Spot each line that carries the word "styles"; copy those lines.

------ Dataset ------

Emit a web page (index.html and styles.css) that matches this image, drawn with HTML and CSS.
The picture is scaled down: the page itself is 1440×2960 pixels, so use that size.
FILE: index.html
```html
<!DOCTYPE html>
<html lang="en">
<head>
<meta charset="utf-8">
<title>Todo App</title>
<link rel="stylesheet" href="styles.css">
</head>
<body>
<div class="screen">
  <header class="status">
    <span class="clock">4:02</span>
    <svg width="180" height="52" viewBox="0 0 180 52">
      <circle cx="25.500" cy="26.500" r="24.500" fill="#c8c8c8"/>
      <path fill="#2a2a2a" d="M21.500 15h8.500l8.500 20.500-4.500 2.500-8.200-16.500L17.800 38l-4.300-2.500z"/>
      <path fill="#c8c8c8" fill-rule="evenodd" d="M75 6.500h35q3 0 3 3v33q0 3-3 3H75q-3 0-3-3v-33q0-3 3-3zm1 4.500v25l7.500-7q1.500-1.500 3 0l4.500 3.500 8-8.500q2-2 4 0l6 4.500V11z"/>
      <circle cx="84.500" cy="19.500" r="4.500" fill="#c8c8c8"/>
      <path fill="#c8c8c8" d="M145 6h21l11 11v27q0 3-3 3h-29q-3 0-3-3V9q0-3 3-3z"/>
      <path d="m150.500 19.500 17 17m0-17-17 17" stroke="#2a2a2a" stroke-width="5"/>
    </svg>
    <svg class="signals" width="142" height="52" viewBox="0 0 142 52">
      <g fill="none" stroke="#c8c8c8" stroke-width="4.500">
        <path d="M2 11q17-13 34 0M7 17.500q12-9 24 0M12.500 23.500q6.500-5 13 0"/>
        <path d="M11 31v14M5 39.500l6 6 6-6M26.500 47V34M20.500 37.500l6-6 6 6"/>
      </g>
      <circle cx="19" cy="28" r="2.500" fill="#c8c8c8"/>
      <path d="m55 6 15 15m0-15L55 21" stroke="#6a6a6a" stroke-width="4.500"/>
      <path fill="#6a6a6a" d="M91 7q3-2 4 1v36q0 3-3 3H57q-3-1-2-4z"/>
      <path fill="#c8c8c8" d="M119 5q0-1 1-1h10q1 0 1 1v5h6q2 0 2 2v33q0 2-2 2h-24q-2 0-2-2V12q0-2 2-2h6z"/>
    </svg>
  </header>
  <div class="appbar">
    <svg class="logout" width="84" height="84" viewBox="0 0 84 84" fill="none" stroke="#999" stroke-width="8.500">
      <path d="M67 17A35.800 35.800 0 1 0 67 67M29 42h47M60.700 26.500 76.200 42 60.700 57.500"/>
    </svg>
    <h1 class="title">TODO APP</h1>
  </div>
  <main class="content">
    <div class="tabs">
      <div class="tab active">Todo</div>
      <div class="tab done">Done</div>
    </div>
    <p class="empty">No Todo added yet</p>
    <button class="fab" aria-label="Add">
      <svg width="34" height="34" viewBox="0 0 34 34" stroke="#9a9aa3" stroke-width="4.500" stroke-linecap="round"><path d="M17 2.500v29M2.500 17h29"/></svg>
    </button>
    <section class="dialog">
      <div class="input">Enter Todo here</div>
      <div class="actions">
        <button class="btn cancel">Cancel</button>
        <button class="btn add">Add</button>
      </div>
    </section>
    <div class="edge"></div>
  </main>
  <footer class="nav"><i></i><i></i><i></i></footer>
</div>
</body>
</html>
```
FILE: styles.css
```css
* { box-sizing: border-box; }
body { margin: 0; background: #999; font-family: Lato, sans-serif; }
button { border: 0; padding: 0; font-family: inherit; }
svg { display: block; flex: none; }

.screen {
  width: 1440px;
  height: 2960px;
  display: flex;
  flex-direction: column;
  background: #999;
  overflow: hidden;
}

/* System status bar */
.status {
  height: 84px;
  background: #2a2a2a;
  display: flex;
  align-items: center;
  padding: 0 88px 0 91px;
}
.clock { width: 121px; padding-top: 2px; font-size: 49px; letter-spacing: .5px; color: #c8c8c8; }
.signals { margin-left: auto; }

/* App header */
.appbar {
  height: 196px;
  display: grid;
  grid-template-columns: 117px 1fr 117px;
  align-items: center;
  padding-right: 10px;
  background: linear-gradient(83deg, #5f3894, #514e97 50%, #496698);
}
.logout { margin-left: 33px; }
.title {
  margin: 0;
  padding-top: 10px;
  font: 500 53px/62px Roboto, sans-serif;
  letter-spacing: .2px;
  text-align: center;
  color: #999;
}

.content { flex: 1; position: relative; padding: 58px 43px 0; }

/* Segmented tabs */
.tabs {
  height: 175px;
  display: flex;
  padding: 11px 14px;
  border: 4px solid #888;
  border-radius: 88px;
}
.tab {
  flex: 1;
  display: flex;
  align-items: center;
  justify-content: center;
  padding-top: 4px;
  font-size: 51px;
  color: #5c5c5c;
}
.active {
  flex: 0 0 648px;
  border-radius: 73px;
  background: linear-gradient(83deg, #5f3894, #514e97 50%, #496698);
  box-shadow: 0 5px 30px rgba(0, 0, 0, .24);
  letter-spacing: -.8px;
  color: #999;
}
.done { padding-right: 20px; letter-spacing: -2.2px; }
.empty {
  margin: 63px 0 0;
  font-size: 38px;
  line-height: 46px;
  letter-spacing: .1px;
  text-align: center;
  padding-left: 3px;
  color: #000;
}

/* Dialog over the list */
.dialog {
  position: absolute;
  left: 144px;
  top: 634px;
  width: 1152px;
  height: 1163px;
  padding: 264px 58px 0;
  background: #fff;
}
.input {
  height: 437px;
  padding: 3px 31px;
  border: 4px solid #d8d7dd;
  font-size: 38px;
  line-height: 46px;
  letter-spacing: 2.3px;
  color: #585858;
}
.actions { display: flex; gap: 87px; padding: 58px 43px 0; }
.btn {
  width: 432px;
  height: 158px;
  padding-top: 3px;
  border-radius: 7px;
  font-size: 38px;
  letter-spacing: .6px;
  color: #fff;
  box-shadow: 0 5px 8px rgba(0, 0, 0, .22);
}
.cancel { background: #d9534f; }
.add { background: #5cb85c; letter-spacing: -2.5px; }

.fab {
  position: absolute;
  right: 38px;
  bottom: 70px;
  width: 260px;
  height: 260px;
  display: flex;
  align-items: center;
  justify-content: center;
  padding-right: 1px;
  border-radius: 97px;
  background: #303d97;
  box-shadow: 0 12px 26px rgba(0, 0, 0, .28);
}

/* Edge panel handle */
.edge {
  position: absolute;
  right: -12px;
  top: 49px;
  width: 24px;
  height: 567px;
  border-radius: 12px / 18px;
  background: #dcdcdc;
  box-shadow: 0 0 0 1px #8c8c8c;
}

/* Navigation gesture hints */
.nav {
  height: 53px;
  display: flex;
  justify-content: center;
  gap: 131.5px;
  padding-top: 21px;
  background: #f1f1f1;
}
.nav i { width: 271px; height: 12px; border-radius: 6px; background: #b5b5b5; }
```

------
------ Dataset ------

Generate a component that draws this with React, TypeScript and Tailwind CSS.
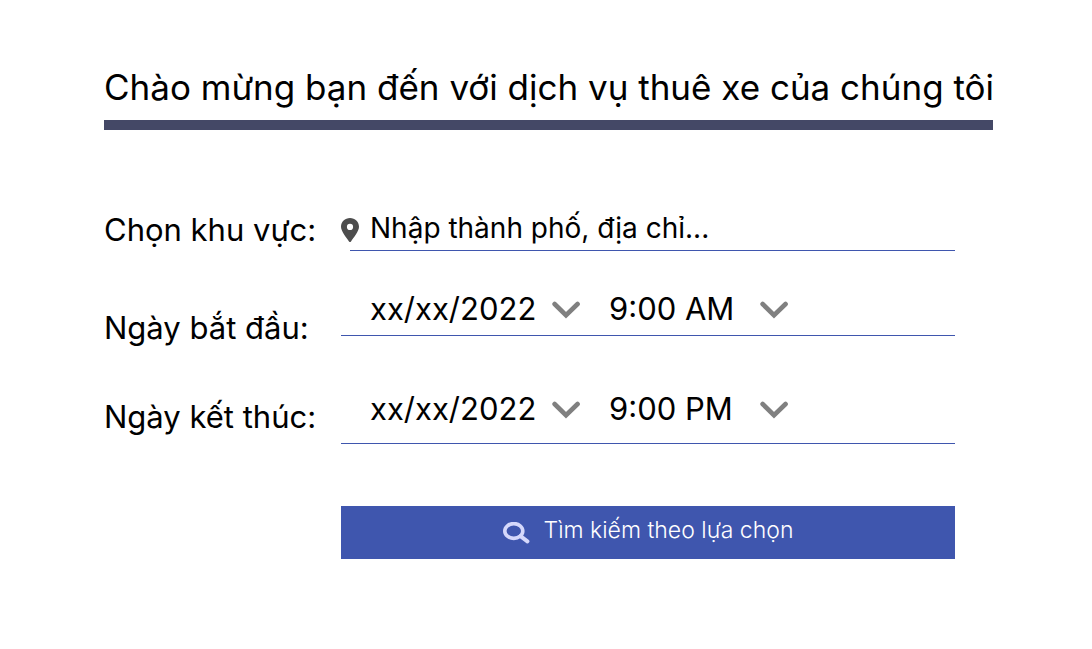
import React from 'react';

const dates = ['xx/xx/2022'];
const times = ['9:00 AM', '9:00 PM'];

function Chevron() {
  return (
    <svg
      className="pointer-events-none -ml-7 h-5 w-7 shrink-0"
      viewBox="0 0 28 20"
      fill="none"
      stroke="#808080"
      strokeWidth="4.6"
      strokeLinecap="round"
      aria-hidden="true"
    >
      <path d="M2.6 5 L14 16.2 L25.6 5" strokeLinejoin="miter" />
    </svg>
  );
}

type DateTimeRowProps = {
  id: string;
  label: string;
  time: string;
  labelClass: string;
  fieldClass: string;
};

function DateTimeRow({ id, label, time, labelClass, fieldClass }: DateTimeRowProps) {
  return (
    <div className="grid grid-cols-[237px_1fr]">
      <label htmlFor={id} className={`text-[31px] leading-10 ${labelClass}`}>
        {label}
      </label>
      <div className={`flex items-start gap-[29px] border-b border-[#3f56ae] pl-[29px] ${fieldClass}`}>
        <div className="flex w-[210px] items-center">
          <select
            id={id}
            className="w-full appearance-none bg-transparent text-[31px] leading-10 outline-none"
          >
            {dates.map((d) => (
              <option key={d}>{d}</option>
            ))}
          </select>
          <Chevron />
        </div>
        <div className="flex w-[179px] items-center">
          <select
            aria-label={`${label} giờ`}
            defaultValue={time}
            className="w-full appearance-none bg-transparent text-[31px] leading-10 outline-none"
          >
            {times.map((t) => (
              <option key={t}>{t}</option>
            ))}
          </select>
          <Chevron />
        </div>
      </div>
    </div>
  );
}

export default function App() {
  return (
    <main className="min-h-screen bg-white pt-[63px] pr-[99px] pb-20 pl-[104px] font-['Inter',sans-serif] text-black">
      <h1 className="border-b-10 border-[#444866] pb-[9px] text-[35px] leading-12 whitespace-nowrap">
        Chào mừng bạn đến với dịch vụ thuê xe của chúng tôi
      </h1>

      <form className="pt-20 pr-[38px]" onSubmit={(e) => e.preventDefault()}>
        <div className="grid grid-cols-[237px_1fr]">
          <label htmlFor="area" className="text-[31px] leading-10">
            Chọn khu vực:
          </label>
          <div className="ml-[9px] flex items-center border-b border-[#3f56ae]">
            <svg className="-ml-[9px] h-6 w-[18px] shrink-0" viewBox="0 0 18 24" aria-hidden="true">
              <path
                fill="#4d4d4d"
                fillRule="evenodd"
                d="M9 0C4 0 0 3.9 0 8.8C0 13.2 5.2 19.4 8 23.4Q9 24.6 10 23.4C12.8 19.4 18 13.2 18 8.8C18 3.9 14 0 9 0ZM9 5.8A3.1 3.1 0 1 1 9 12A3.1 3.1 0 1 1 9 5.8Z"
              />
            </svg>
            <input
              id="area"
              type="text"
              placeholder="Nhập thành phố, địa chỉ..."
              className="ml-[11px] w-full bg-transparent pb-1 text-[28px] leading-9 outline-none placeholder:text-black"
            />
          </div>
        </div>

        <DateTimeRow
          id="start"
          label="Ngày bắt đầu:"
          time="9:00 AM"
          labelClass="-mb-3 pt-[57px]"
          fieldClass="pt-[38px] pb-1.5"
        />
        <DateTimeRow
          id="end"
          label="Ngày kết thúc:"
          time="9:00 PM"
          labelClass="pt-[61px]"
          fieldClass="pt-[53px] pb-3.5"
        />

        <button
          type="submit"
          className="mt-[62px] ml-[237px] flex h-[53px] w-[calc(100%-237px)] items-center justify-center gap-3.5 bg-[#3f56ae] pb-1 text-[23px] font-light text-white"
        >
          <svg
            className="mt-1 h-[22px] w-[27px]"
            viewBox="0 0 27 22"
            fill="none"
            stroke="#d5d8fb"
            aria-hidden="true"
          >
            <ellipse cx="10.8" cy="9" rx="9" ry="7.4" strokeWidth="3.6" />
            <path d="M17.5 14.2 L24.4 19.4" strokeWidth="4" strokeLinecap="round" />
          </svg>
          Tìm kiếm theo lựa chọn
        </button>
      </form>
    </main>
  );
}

------

> Solution to this problem
Emit a web page (index.html and styles.css) that matches this image, drawn with HTML and CSS.
<link rel="stylesheet" href="styles.css">
FILE: styles.css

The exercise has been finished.